Got back, refreshed in body–but still a little down, both in energy and (more important) in inspiration. Not so much as to be hopeless, but enough to be tired and to find it tiresome. The last two-three days, I could use the unseasonable heat as an excuse, but “excuse” is the right word. (Looks like the hot spell has subsided; we’re back to the mid- to high 70s from the mid to high 90s, and supposed to stay there for a week+..)

I think I know what’s going on. The dreams are a clue. I’m finally processing last year–what happened and what didn’t. I learned a lot about the worth of two careers, the library systems one and the writing one. ALA Annual 2007 was in some ways a defining moment, and that was probably unfortunate.

At the time, I was involved with enough different projects and enough ongoing ideas that momentum carried me for a long time. The challenges of a new editing gig helped as well (and the PALINET Leadership Network continues to be worth my time and your attention).

So it took a while for it all to sink in. I think–I hope–that’s happened. I hope–I believe–it will start getting better. For the moment, though, there’s sort of a lull. It’s partly timing. It’s partly inspiration. It’s partly, to be honest, thinking about impact and reality–wondering whether the work is still worth it, and particularly whether any ambitious ideas are good ideas or just plain stupidity. This is a complicated area, one I might (or might not) write about between now and ALA.

I’m hoping ALA Annual 2008 will mark a turning point, that I’ll emerge with more inspiration and recovered energy. Maybe just as a milestone; maybe because ALA can be inspiring in its own odd ways. Based on past experience, I assume that this, too, will pass. If not, of course, there’s plenty of time to think about what does make sense for the future. I’ve always said I’d keep writing (and, when invited, speaking) as long as people continued to be interested in what I have to say. Raw numbers suggest you still are, although there are fewer links and comments than in the past–but that formulation leaves out one other “as long as”: “and as long as I’m still inspired to write.”

See you in Anaheim? Say Hi. I’m terrible with names and still an introvert, but I’m almost always approachable and ready to chat. And if I seem to be in a hurry…that’s just the way I walk, and shouldn’t carry any deeper meaning.

Bloggers Salon: Palisades, not Avila

Posted in ALA, Writing and blogging on June 20th, 2008

You may note a change in my ALA schedule–not in the events, but in one key location.

To wit, the OCLC Bloggers Salon (which is a salon for all bloggers, hosted by OCLC–no invitation required, no registration) is Sunday, June 29, 2008, 5:30 to 8 p.m., in the Hilton Anaheim–but in the Palisades room, not Avila.

That’s a change from the announcement at It’s All Good. I spotted it in Roy Tennant’s ALA schedule, and it’s now been confirmed by Roy Tennant, Alice Sneary and George Needham.

Remember: That’s Palisades, not Avila. (Probably not a big deal.

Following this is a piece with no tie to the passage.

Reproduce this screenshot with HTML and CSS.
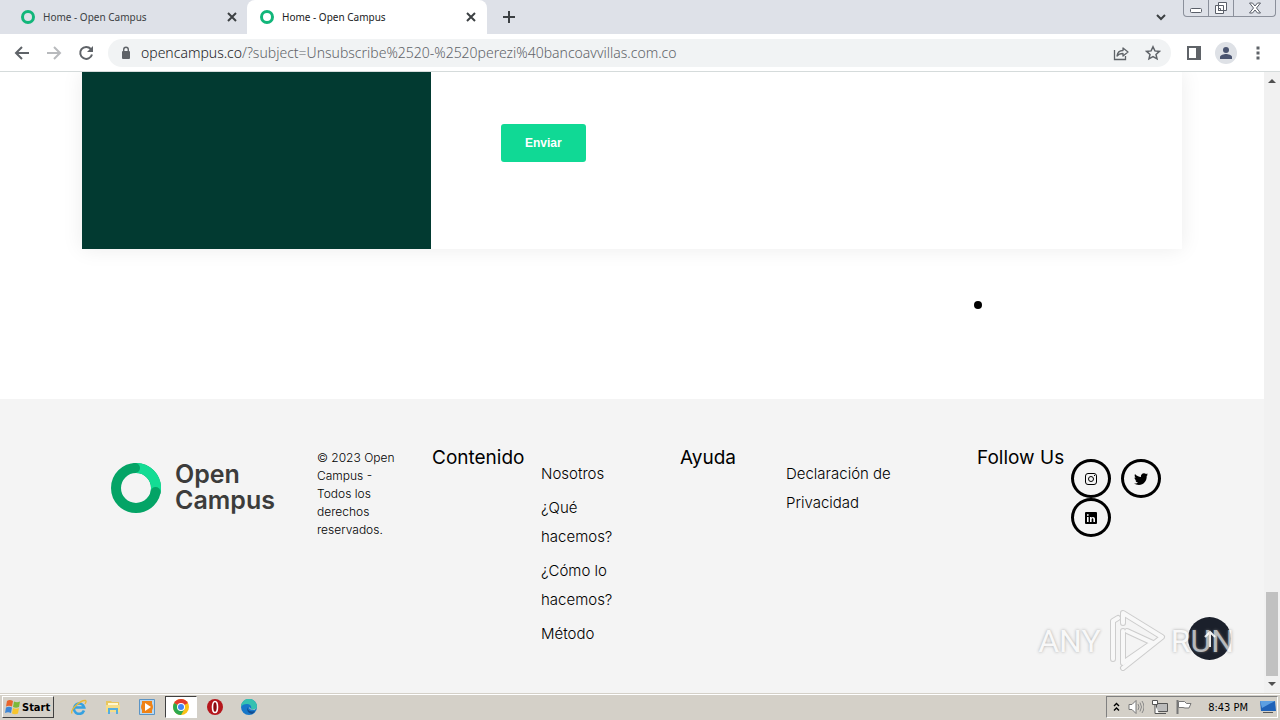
FILE: index.html
```html
<!DOCTYPE html>
<html lang="es">
<head>
    <meta charset="UTF-8">
    <meta name="viewport" content="width=device-width, initial-scale=1.0">
    <title>Home - Open Campus</title>
    <link rel="stylesheet" href="styles.css">
</head>
<body>
<header class="browser">
    <div class="tabs">
        <div class="tab">
            <span class="favicon"></span>
            <span class="tab-title">Home - Open Campus</span>
            <button class="icon-btn" aria-label="Close tab">
                <svg width="10" height="10" viewBox="0 0 10 10"><path d="M1 1l8 8M9 1l-8 8" stroke="#3c4043" stroke-width="2"/></svg>
            </button>
        </div>
        <div class="tab active">
            <span class="favicon"></span>
            <span class="tab-title">Home - Open Campus</span>
            <button class="icon-btn" aria-label="Close tab">
                <svg width="10" height="10" viewBox="0 0 10 10"><path d="M1 1l8 8M9 1l-8 8" stroke="#3c4043" stroke-width="2"/></svg>
            </button>
        </div>
        <button class="icon-btn new-tab" aria-label="New tab">
            <svg width="12" height="12" viewBox="0 0 12 12"><path d="M6 0v12M0 6h12" stroke="#3c4043" stroke-width="2"/></svg>
        </button>
        <button class="icon-btn tab-search" aria-label="Search tabs">
            <svg width="10" height="7" viewBox="0 0 10 7"><path d="M1 1l4 4 4-4" fill="none" stroke="#3c4043" stroke-width="2"/></svg>
        </button>
        <div class="window-controls">
            <button aria-label="Minimize"><svg width="24" height="16" viewBox="0 0 24 16"><rect x="6.500" y="8.500" width="11" height="4" rx="1" fill="#fff" stroke="#5a5f69"/></svg></button>
            <button aria-label="Restore"><svg width="24" height="16" viewBox="0 0 24 16"><path d="M9.500 2.500h8v8h-8z M6.500 5.500h8v8h-8z" fill="#fff" stroke="#5a5f69"/><path d="M9.500 8.500h2v2h-2z" fill="none" stroke="#5a5f69"/></svg></button>
            <button aria-label="Close"><svg width="41" height="16" viewBox="0 0 41 16"><path d="M15.500 3h3l2.500 3L23.500 3h3l-4 5 4 5h-3l-2.500-3-2.500 3h-3l4-5z" fill="#fff" stroke="#5a5f69"/></svg></button>
        </div>
    </div>
    <div class="toolbar">
        <button class="icon-btn" aria-label="Back"><svg width="16" height="16" viewBox="0 0 16 16"><path d="M15 8H2M8 2L2 8l6 6" fill="none" stroke="#5f6368" stroke-width="2"/></svg></button>
        <button class="icon-btn" aria-label="Forward"><svg width="16" height="16" viewBox="0 0 16 16"><path d="M1 8h13M8 2l6 6-6 6" fill="none" stroke="#b8babd" stroke-width="2"/></svg></button>
        <button class="icon-btn" aria-label="Reload"><svg width="16" height="16" viewBox="0 0 16 16"><path d="M12.800 4A6 6 0 1 0 14 9.500" fill="none" stroke="#5f6368" stroke-width="2"/><path d="M15 1v6H9z" fill="#5f6368"/></svg></button>
        <div class="address">
            <svg width="10" height="14" viewBox="0 0 10 14"><rect x="1" y="5" width="8" height="8" rx="1" fill="#5f6368"/><path d="M2.700 6V3.500a2.300 2.300 0 0 1 4.600 0V6" fill="none" stroke="#5f6368" stroke-width="1.400"/></svg>
            <div class="url"><span>opencampus.co</span>/?subject=Unsubscribe%2520-%2520perezi%40bancoavvillas.com.co</div>
            <button class="icon-btn" aria-label="Share"><svg width="16" height="16" viewBox="0 0 16 16"><path d="M1.500 5v9.500h11V11" fill="none" stroke="#5f6368" stroke-width="1.300"/><path d="M4 11c.5-4 3-5.500 6-5.500V3l5 4-5 4V8.500c-3 0-4.500.5-6 2.500z" fill="none" stroke="#5f6368" stroke-width="1.300" stroke-linejoin="round"/></svg></button>
            <button class="icon-btn" aria-label="Bookmark"><svg width="16" height="16" viewBox="0 0 16 16"><path d="M8 1.800l1.900 4.100 4.500.5-3.400 3 1 4.400L8 11.500l-4 2.300 1-4.400-3.400-3 4.500-.5z" fill="none" stroke="#5f6368" stroke-width="1.500"/></svg></button>
        </div>
        <div class="toolbar-actions">
            <button class="icon-btn" aria-label="Side panel"><svg width="14" height="14" viewBox="0 0 14 14"><path d="M1 1h12v12H1z" fill="none" stroke="#5f6368" stroke-width="2"/><path d="M9 0h5v14H9z" fill="#5f6368"/></svg></button>
            <button class="icon-btn" aria-label="Profile"><svg width="22" height="22" viewBox="0 0 22 22"><circle cx="11" cy="11" r="11" fill="#dee1e6"/><circle cx="11" cy="8" r="3" fill="#4a5470"/><path d="M5 17v-2c0-2 4-3 6-3s6 1 6 3v2z" fill="#4a5470"/></svg></button>
            <button class="icon-btn menu-btn" aria-label="Menu"><svg width="4" height="14" viewBox="0 0 4 14"><path d="M.5.5h3v3h-3zM.5 5.500h3v3h-3zM.5 10.500h3v3h-3z" fill="#5f6368"/></svg></button>
        </div>
    </div>
</header>

<div class="viewport">
    <div class="page">
        <main>
            <section class="container contact">
                <div class="contact-side"></div>
                <form class="contact-form">
                    <button type="button" class="btn">Enviar</button>
                </form>
            </section>
            <span class="cursor-dot"></span>
        </main>

        <footer>
            <div class="container footer-grid">
                <a href="#" class="logo">
                    <svg width="50" height="50" viewBox="0 0 50 50">
                        <circle cx="25" cy="25" r="20" fill="none" stroke="#04a466" stroke-width="10"/>
                        <path d="M25 5A20 20 0 0 1 44.800 28" fill="none" stroke="#13dc94" stroke-width="10"/>
                        <circle cx="24" cy="5" r="5" fill="#04a466"/>
                        <circle cx="44.600" cy="29" r="5" fill="#04a466"/>
                    </svg>
                    <span>Open<br>Campus</span>
                </a>
                <p class="copyright">© 2023 Open Campus - Todos los derechos reservados.</p>
                <h2>Contenido</h2>
                <ul class="links">
                    <li><a href="#">Nosotros</a></li>
                    <li><a href="#">¿Qué hacemos?</a></li>
                    <li><a href="#">¿Cómo lo hacemos?</a></li>
                    <li><a href="#">Método</a></li>
                </ul>
                <h2>Ayuda</h2>
                <ul class="links">
                    <li><a href="#">Declaración de Privacidad</a></li>
                </ul>
                <h2>Follow Us</h2>
                <div class="social">
                    <a href="#" aria-label="Instagram"><svg width="12" height="12" viewBox="0 0 12 12" fill="none" stroke="#000"><rect x=".5" y=".5" width="11" height="11" rx="2.500"/><circle cx="6" cy="6" r="2.500"/><path d="M9 2.500h1"/></svg></a>
                    <a href="#" aria-label="Twitter"><svg width="14" height="12" viewBox="0 0 14 12"><path d="M14 1.500l-1.300 1.600C13 8 9.500 12 5 12c-2 0-3.600-.5-5-1.400 1.600 0 3-.3 4-1.200-1.300 0-2.200-.8-2.600-2h1.200C1.200 7 .5 5.800.5 4.500l1.200.3C.6 3.800.4 2.200 1 1c1.500 1.800 3.500 2.800 6 3C6.500 2 8 .2 10 .2c.8 0 1.500.3 2 .9L13.700.5l-1 1.300z"/></svg></a>
                    <a href="#" aria-label="LinkedIn"><svg width="12" height="12" viewBox="0 0 12 12"><rect width="12" height="12" rx="1"/><path d="M2 5h1.600v5H2zM2 2.200h1.600v1.600H2zM5 5h1.500v.8C7.500 4.400 10 4.800 10 7v3H8.400V7.400c0-1.600-1.800-1.500-1.800 0V10H5z" fill="#fff"/></svg></a>
                </div>
            </div>
        </footer>
    </div>

    <div class="scrollbar">
        <svg width="8" height="4" viewBox="0 0 8 4"><path d="M0 4l4-4 4 4z" fill="#505050"/></svg>
        <div class="thumb"></div>
        <svg width="8" height="4" viewBox="0 0 8 4"><path d="M0 0l4 4 4-4z" fill="#505050"/></svg>
    </div>

    <button class="to-top" aria-label="Back to top"><svg width="12" height="18" viewBox="0 0 12 18"><path d="M6 17V2M1 7l5-5 5 5" fill="none" stroke="#fff" stroke-width="2"/></svg></button>

    <div class="watermark">
        <span>ANY</span>
        <svg width="60" height="64" viewBox="0 0 60 64" fill="none" stroke-linejoin="round" stroke-linecap="round">
            <g stroke="#bdbdbd" stroke-width="6">
                <path d="M7 50V12l5-3M17 22v32L43 36"/><path d="M17 14V4l39 24-39 31"/><path d="M21 22l26 12"/>
            </g>
            <g stroke="#fafafa" stroke-width="4">
                <path d="M7 50V12l5-3M17 22v32L43 36"/><path d="M17 14V4l39 24-39 31"/><path d="M21 22l26 12"/>
            </g>
        </svg>
        <span>RUN</span>
    </div>
</div>

<div class="taskbar">
    <button class="start">
        <svg width="16" height="16" viewBox="0 0 16 16"><path d="M2 2c2-1.500 4-1 6 0L7 7.500c-2-1-4-1-6 0z" fill="#e8642c"/><path d="M9 2.500c2 1 4 1 6 0l-1 5.500c-2 1-4 1-6 0z" fill="#7cb83a"/><path d="M1 8.500c2-1 4-1 6 0l-1 5.500c-2-1-4-1-6 0z" fill="#3d86d6"/><path d="M8 9c2 1 4 1 6 0l-1 5.500c-2 1-4 1-6 0z" fill="#f7c52d"/></svg>
        Start
    </button>
    <div class="launch">
        <button aria-label="Internet Explorer"><svg width="16" height="16" viewBox="0 0 16 16"><path d="M13 11.500A5.200 5.200 0 1 1 13.200 8.500H4" fill="none" stroke="#35a1e0" stroke-width="2.600"/><path d="M1 14.500C-1 11 9 1 14.500 1.500c1 .5.500 2-.5 3.500" fill="none" stroke="#e9b935" stroke-width="1.300"/></svg></button>
        <button aria-label="Explorer"><svg width="16" height="16" viewBox="0 0 16 16"><path d="M1 2h5l1 1h7v10H1z" fill="#e8c65f"/><path d="M3 4h10v3H3z" fill="#fff7cf"/><path d="M1 6h14v7H1z" fill="#f5dd88"/><path d="M3 15V9h10v6h-2v-4H5v4z" fill="#55aede"/></svg></button>
        <button aria-label="Media Player"><svg width="16" height="16" viewBox="0 0 16 16"><path d="M.5.5h15v15H.5z" fill="#b8d8f2" stroke="#5b94c5"/><path d="M3 2h10v12H3z" fill="#ef8318"/><circle cx="8" cy="8" r="6" fill="#ef8318"/><path d="M6 4l6 4-6 4z" fill="#fff"/></svg></button>
        <button class="pressed" aria-label="Chrome"><svg width="16" height="16" viewBox="0 0 16 16"><circle cx="8" cy="8" r="8" fill="#fbc116"/><path d="M8 8L1.100 4A8 8 0 0 1 14.900 4z" fill="#e33b2e"/><path d="M8 8L1.100 4A8 8 0 0 0 8 16l3.500-6z" fill="#2da94f"/><circle cx="8" cy="8" r="4" fill="#fff"/><circle cx="8" cy="8" r="3" fill="#4285f4"/></svg></button>
        <button aria-label="Opera"><svg width="16" height="16" viewBox="0 0 16 16"><circle cx="8" cy="8" r="8" fill="#b5161c"/><ellipse cx="8" cy="8" rx="2.500" ry="5.500" fill="#8c0a10" stroke="#fff" stroke-width="1.600"/></svg></button>
        <button aria-label="Edge"><svg width="16" height="16" viewBox="0 0 16 16"><circle cx="8" cy="8" r="8" fill="#1677c9"/><path d="M0 8a8 8 0 0 1 16-.5c0 3-4 4-6 2.500 1-3-1-5-4-5S1 6 0 8z" fill="#35c1b1"/><path d="M7 8c-1 3 2 5.500 7 4-1 1.500-2 2.500-3 3-4-1-6-4-4-7z" fill="#124c91"/><path d="M8 8c0 2 2 3.500 6 2.500l2-2.500c-1 2-4 3-6 2z" fill="#d4d0c8"/></svg></button>
    </div>
    <div class="tray">
        <svg width="7" height="10" viewBox="0 0 7 10"><path d="M1 4l2.500-2.500L6 4M1 8.500L3.500 6 6 8.500" fill="none" stroke="#000" stroke-width="1.400"/></svg>
        <svg width="16" height="16" viewBox="0 0 16 16"><path d="M1 5.500h3l4-4v13l-4-4H1z" fill="#fff" stroke="#777"/><path d="M10 5q2 3 0 6M12 3.500q3 4.500 0 9M14 2q4 6 0 12" fill="none" stroke="#888"/></svg>
        <svg width="16" height="16" viewBox="0 0 16 16"><path d="M4.500 4.500h11v8h-11zM7 14.500h7" fill="#bbb" stroke="#555"/><path d="M.5 1.500h5v4h-5zM3 5.500v9h4" fill="#fff" stroke="#555"/></svg>
        <svg width="16" height="16" viewBox="0 0 16 16"><path d="M1.500 1v14" stroke="#777" stroke-width="2"/><path d="M2.500 2.500h6l2 2h4.500l-2 4.500H9L7 8.500H2.500z" fill="#fff" stroke="#777"/></svg>
        <time>8:43 PM</time>
        <svg width="16" height="16" viewBox="0 0 16 16"><path d="M0 2h15l1 10H1z" fill="#1f62b8"/><path d="M0 2h15L2 9z" fill="#5c9fe2"/><path d="M3 13h10v1H3z" fill="#555"/></svg>
    </div>
</div>
</body>
</html>
```

FILE: styles.css
```css
* {
    margin: 0;
    padding: 0;
    box-sizing: border-box;
}
body {
    display: flex;
    flex-direction: column;
    min-height: 100vh;
    font-family: Inter, 'Open Sans', sans-serif;
    color: #000;
    background: #fff;
}
button {
    border: 0;
    background: none;
    font-family: inherit;
}
a {
    color: inherit;
    text-decoration: none;
}
svg {
    display: block;
    flex-shrink: 0;
}

/* browser window */
.browser {
    font-family: 'Noto Sans', sans-serif;
    border-bottom: 1px solid #d5dbdb;
}
.tabs {
    display: flex;
    align-items: center;
    height: 34px;
    background: #dee1e8;
}
.tab {
    display: flex;
    align-items: center;
    gap: 8px;
    width: 240px;
    height: 34px;
    padding: 0 11px 0 13px;
    border-radius: 8px 8px 0 0;
    font-size: 10px;
    color: #3c4043;
}
.tab:first-child {
    width: 247px;
    padding: 0 10px 0 21px;
}
.tab.active {
    background: #fff;
    color: #202124;
}
.favicon {
    width: 14px;
    height: 14px;
    border: 3px solid #12b67a;
    border-radius: 50%;
}
.tab-title {
    flex: 1;
}
.icon-btn {
    display: flex;
    align-items: center;
    justify-content: center;
}
.new-tab {
    margin-left: 16px;
}
.tab-search {
    margin-left: auto;
    margin-right: 17px;
}
.window-controls {
    display: flex;
    align-self: flex-start;
    margin-right: 4px;
    border: 1px solid #8b909b;
    border-top: 0;
    border-radius: 0 0 4px 4px;
}
.window-controls button + button {
    border-left: 1px solid #8b909b;
}
.toolbar {
    display: flex;
    align-items: center;
    gap: 16px;
    height: 37px;
    padding: 0 20px 0 14px;
}
.toolbar-actions {
    display: flex;
    align-items: center;
    gap: 14px;
}
.menu-btn {
    padding-left: 5px;
}
.address {
    display: flex;
    flex: 1;
    align-items: center;
    gap: 16px;
    height: 28px;
    margin-left: -2px;
    padding: 0 10px 0 13px;
    border-radius: 14px;
    background: #f1f3f4;
}
.url {
    flex: 1;
    margin-left: -6px;
    font-size: 14px;
    font-weight: 300;
    color: #5f6368;
}
.url span {
    color: #202124;
}

/* page */
.viewport {
    position: relative;
    display: flex;
    flex: 1;
}
.page {
    display: flex;
    flex: 1;
    flex-direction: column;
}
.container {
    width: 90%;
    max-width: 1100px;
    margin: 0 auto;
}
main {
    position: relative;
    padding-bottom: 150px;
}
.contact {
    display: flex;
    min-height: 177px;
    box-shadow: 0 0 20px rgba(0, 0, 0, 0.08);
    clip-path: inset(0 -20px -20px -20px);
}
.contact-side {
    width: 349px;
    background: #023a31;
}
.contact-form {
    flex: 1;
    padding: 52px 70px;
    background: #fff;
}
.btn {
    height: 38px;
    padding: 0 24px;
    border-radius: 3px;
    background: #10d995;
    color: #fff;
    font-family: 'Liberation Sans', Arial, sans-serif;
    font-size: 12px;
    font-weight: bold;
}
.cursor-dot {
    position: absolute;
    left: 974px;
    top: 229px;
    width: 8px;
    height: 8px;
    border-radius: 50%;
    background: #000;
}
footer {
    flex: 1;
    padding: 50px 0 40px;
    background: #f4f4f4;
}
.footer-grid {
    display: grid;
    grid-template-columns: 206fr 115fr 109fr 139fr 106fr 191fr 94fr 100fr;
    padding: 0 11px 0 29px;
}
.logo {
    display: flex;
    align-items: flex-start;
    gap: 14px;
    padding-top: 12px;
    font-size: 25px;
    font-weight: 600;
    line-height: 26px;
    color: #3c3c3b;
}
.logo svg {
    margin-top: 2px;
}
.copyright {
    padding-right: 25px;
    font-size: 12px;
    font-weight: 300;
    line-height: 18px;
}
h2 {
    font-size: 19px;
    font-weight: 400;
    line-height: 18px;
    white-space: nowrap;
}
.links {
    padding: 10px 56px 0 0;
    list-style: none;
    font-size: 15px;
    font-weight: 300;
    line-height: 29px;
}
.links li {
    margin-bottom: 5px;
}
.social {
    display: flex;
    flex-wrap: wrap;
    align-content: flex-start;
    column-gap: 10px;
    padding-top: 10px;
}
.social a {
    display: flex;
    align-items: center;
    justify-content: center;
    width: 40px;
    height: 39px;
    border: 3px solid #000;
    border-radius: 50%;
}
.scrollbar {
    display: flex;
    flex-direction: column;
    align-items: center;
    width: 16px;
    padding: 7px 0;
    background: #f1f1f1;
}
.thumb {
    width: 12px;
    height: 84px;
    margin: auto 0 6px;
    background: #c1c1c1;
}
.to-top {
    position: absolute;
    right: 49px;
    bottom: 33px;
    display: flex;
    align-items: center;
    justify-content: center;
    width: 43px;
    height: 43px;
    border-radius: 50%;
    background: #1b202b;
}
.watermark {
    position: absolute;
    right: 46px;
    bottom: 20px;
    display: flex;
    align-items: center;
    gap: 5px;
    opacity: 0.7;
    font-family: 'Liberation Sans Narrow', Roboto, sans-serif;
    font-size: 32px;
    line-height: 64px;
    color: #fafafa;
    text-shadow: 0 0 3px #888;
    pointer-events: none;
}

/* taskbar */
.taskbar {
    display: flex;
    align-items: center;
    height: 28px;
    padding: 0 2px 1px;
    border-top: 1px solid #d4d0c8;
    box-shadow: inset 0 1px #fff;
    background: #d4d0c8;
    font-family: 'DejaVu Sans Condensed', 'DejaVu Sans', sans-serif;
    font-size: 11px;
}
.start {
    display: flex;
    align-items: center;
    gap: 1px;
    height: 22px;
    padding: 0 3px 0 2px;
    border: 1px solid;
    border-color: #fff #404040 #404040 #fff;
    font-size: 11px;
    font-weight: bold;
}
.launch {
    display: flex;
    gap: 2px;
    margin-left: 9px;
}
.launch button {
    display: flex;
    align-items: center;
    justify-content: center;
    width: 32px;
    height: 22px;
}
.launch .pressed {
    border: 1px solid;
    border-color: #404040 #fff #fff #404040;
    background: #fff;
}
.tray {
    display: flex;
    align-items: center;
    gap: 8px;
    height: 22px;
    margin-left: auto;
    padding: 0 1px 0 6px;
    border: 1px solid;
    border-color: #808080 #fff #fff #808080;
}
.tray time {
    margin: 0 4px 0 8px;
}
```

They say they’re right around the corner from one another, OCLC also has events in Avila, and there will be signs…)

If you’re one of those going and you’re blogging about your schedule, you might spread the word. And I’ll see you there. (I’ll be one of the ones without mouse ears…and also without a computer. Maybe with an LSW ribbon, or a LITA Former President ribbon, or both, depending on what connections I manage to make…)

Experient, ALA, and treating first-class mail as junk

Posted in ALA on June 18th, 2008

If you’re going to Anaheim and get an envelope from Experient–it’s almost certainly NOT junk mail.

It’s probably your ALA badge and exhibit card.

And you’ll notice that it has $0.59 postage, which junk mail would almost never have.

Yes, I know, I’m as likely as anyone else to discard junk mail unopened–but that gets a little tricky:

  • You should probably open solicitations for credit cards and shred the actual application form–and those tend to show up as first-class mail.
  • Similarly, other very individualized “junk” mail may included pages that you don’t want someone fishing out of your garbage.

One simple rule of thumb is that you should always open first-class mail. Sure, some of it’s still junk, but you’re only out a few seconds to open the envelope and scan the contents. Unless you get a lot more of it than we do, this won’t cost you more than an hour a year, and probably not that much.